I could ramble endlessly about this book, but I’ll stop myself. Back to the movie! It made the Levin plotline less important and the Anna plotline more glamorous. Other than that, it stuck to the book fairly well.
The acting was superb from all quarters. I’m not a great fan of Keira Knightley, but she is good in this, and it seems a role that works for her. Matthew Macfayden was great, and it was interesting to see Jude Law play someone unattractive.
He did an interview recently where he talked about how he’s grown old enough to play someone other than the romantic lead, that he can now play less attractive men.
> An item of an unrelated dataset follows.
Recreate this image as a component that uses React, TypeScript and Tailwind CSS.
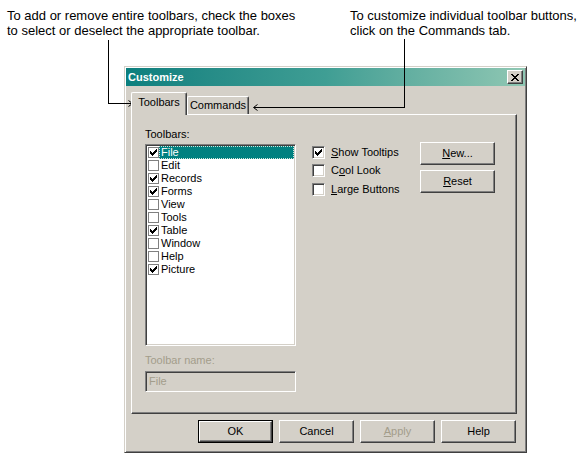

I had no idea what he was talking about, because he’s still Jude Law, but now that I’ve seen this movie I know this was what he was talking about. And he is good in it. Subtle, quiet, maddening. Not at all your typical Jude Law role.
My only real complaint with the film is that it is a little heavy-handed. There is a real sense of trying to make it seem as if the train imagery is following Anna through the entire movie. It is her destiny, I guess, so we see the train imagery not only in scenes where she is on a train, but also with toy trains, or her just dreaming about trains or train tracks. If you didn’t know the plot, you might wonder wtf is up with all the train stuff? I think they could have been more subtle. In the book, it is clear that she is doomed from the beginning, and the train scenes are all very potent because of that. But not every scene has her dreaming of train tracks. It was just too much. A few nods to the train would have been very effective, but the constant appearances of train imagery just takes away from what should be a build-up to an inevitably tragic end.